This story is from February 9, 2021

Our players don't work hard: Gulam Abbas Moontasir

Gone are the days when 14 basketball players were crammed into one room during national camps, got a two-dollar daily allowance on tours and a poor diet. These days Indian players are well looked after and that's why former India skipper Gulam Abbas Moontasir is disappointed with the current lot.
Our players don't work hard: Gulam Abbas Moontasir
Gulam Abbas Moontasir. (TOI Photo)
Former India basketball captain bemoans falling standards
BENGALURU: Gone are the days when 14 basketball players were crammed into one room during national camps, got a two-dollar daily allowance on tours and a poor diet. These days Indian players are well looked after and that's why former India skipper Gulam Abbas Moontasir is disappointed with the current lot.
"In basketball, we can do well at the Asian level.
But don't expect anything at the Olympics. For the 1980 Moscow Olympics we qualified because of the boycott. I had told the then BFI bosses that we will lose to our rivals by 50 points except Senegal and that's what happened," Moontasir said, who was here last week for the Basketball Federation of India's felicitation function, said.
"Forty years later, we have gone worse. Basically, our players are not willing to work hard. An American coach had once reported to BFI secretary that our players are not working hard. Look at the hard work put in by PV Sindhu and Sunil Gavaskar and their achievements. I never walked on a basketball court when the game is on but these days I see players walking (lacking intensity) on the court. We are good at giving excuses and that's the basic problem," the former India skipper said.
The 79-year-old former India captain, who travelled from Mumbai to receive the honour, recalled that he made his India debut at the of 16. "I was selected for the Indian team in 1958 when I was just 16 years old. The Australian team was going back from the Rome Olympics, They stopped over in India and we played exhibition matches with them and lost by three points."

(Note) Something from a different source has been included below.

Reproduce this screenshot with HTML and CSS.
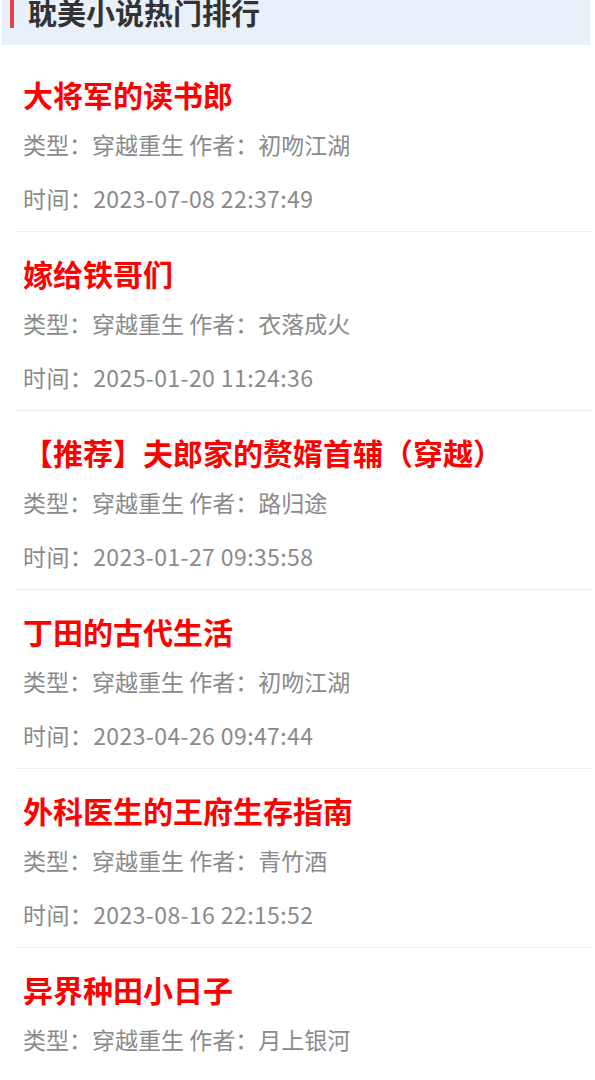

Asked to recall his best moments in India colours, Moontasir, the first Indian in the Asian All Star team to win the Arjuna award in 1970, said: "Our best was against Israel in the 1970
Asian Games. We had lost to Japan and Korea by 20 points but Israel had beaten them. We were trailing by one point in the last two minutes. Unfortunately two mispasses cost us the game."
India, who advanced to the final round, lost to Israel 74-82. They finished at the bottom of the table, losing all their games in the six-team final round. Eventually, India finished sixth among 12 teams.
"But today's players are well taken care off compared to what we went through. Fourteen of us were sleeping in one room whether it was in Kapurthala or NIS Patiala. That included players like (Sunil Kumar) Panda, Ajmer (Singh) who were 7' 3, 6'6, 6'5. The Indian team used to have a real tough time. Even at NIS, our diet was bad. We were getting two dollars per day during tours."